Given their propensity for digging into the past for influences, one could reasonably expect that, with a title like Researching The Blues, the Kross’ latest might be a tribute to the forefathers of their chosen idiom of expression. But even a cursory listen to the album is quick to dispel any notion of a departure from their previous work. Bright major chords open “Winter Blues” without the slightest hint of the genre’s characteristic blue notes or structure: “I live in a place where the light shines on my face/ And if I had to move I would have to face the gloom, and doom, of nine months in the darkness.” Or: Jeff McDonald lives in sunny California, and there is no way in hell he is going to face the winter blues that lie in wait elsewhere. Likewise, the album’s opening title track gives little indication that the band has been pulling their dusty Skip James records off the shelf, yet does provide some isolated blues-rock posturing before lapsing into a quintessentially Kross chorus. This isn’t to say that the band isn’t doing their homework, but rather that their rear-view mirror displays objects that are closer than they might appear — their research doesn’t seem to stretch any further back than the 60s nostalgia they’ve been mining all along.
Stripping the blues from R&B and replacing it with saccharine-sweet hooks, power pop has never really been a genre concerned with originality or experimentation. And Researching The Blues remains true to its conventions, delivering 10 succinct slabs of pop charged with the same frosted-flake high and campy allusions that inspired Neurotica. The band is at its best when, on “Dracula’s Daughters,” “The Nu Temptations,” and “Winter Blues,” they sound like themselves. “Choose to Play” manages to use a near-facsimile of Cheap Trick’s “Surrender” verse as a conduit for one of the album’s closest flirtations with pop perfection. But elsewhere less convincing, the band’s nods to ubiquitous power pop stalwarts The Beatles, The Cars, Kiss, and even Blur are pleasantly disposable at best and devolve into commercial and flaccid self-parody at worst.

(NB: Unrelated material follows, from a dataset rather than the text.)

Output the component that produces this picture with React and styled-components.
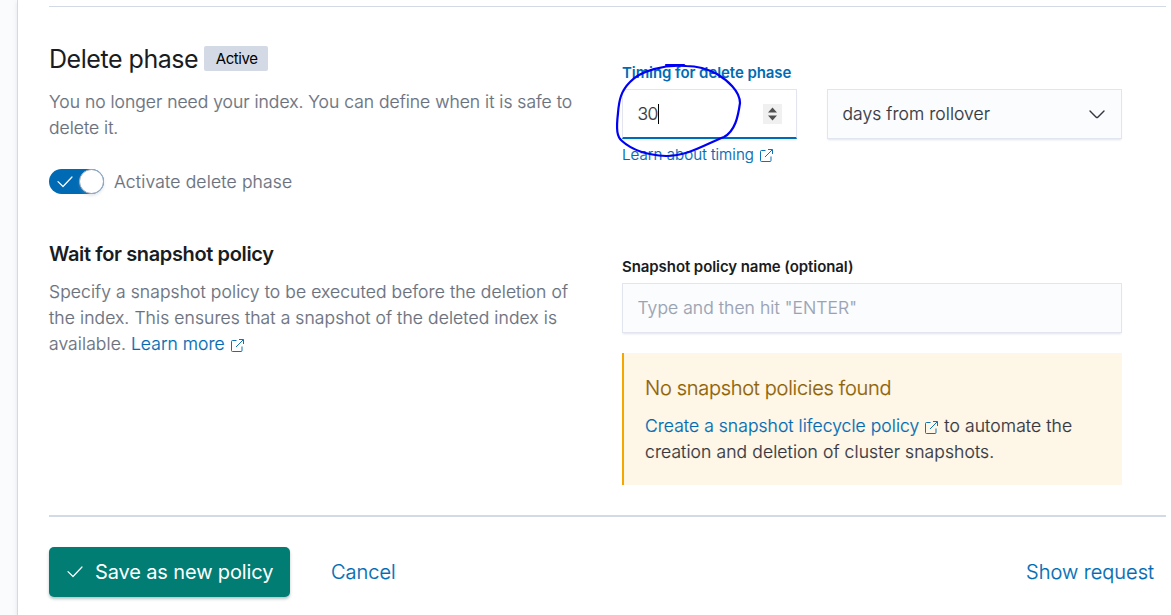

Despite sharing members with Black Flag, Red Kross never appeared on SST proper, and history has not been kind to the brothers. (Thumbing through my copy of the aforementioned Our Band Could Be Your Life, the band’s name doesn’t even grace the book’s index). Too pop for the underground and too ahead of the curve to capitalize on the early 90s alt-rock boom, true commercial success has always evaded the band. But I think this is key to redeeming the album from some of its missteps: whereas other key players of the 80s American underground (I’m thinking of Dinosaur Jr. and, to a lesser extent, Mission Of Burma here) have recently reunited to the fanfare of a younger and more abundant generation, sometimes despite caustic inner turmoil, Redd Kross’ reunion is hardly a cash-in. Steve McDonald, in a recent interview, describes the reunion with his old bandmates as a comforting return to an interpersonal dynamic of inside jokes within which he can just turn his brain off. Redd Kross’ perpetual act of nostalgia might be interpreted as stagnation or even regression, but on this self-produced album, the band comfortably fits back into their modest aspirations of pop cultural preservation, free from the reins of major label pressure. Hardly a return to form, Researching The Blues (complete with the burp at the end of “One of the Good Ones”) is nevertheless a document of a band having a good time doing what they love. When the hooks are this strong, it’s hard not to have a good time with them.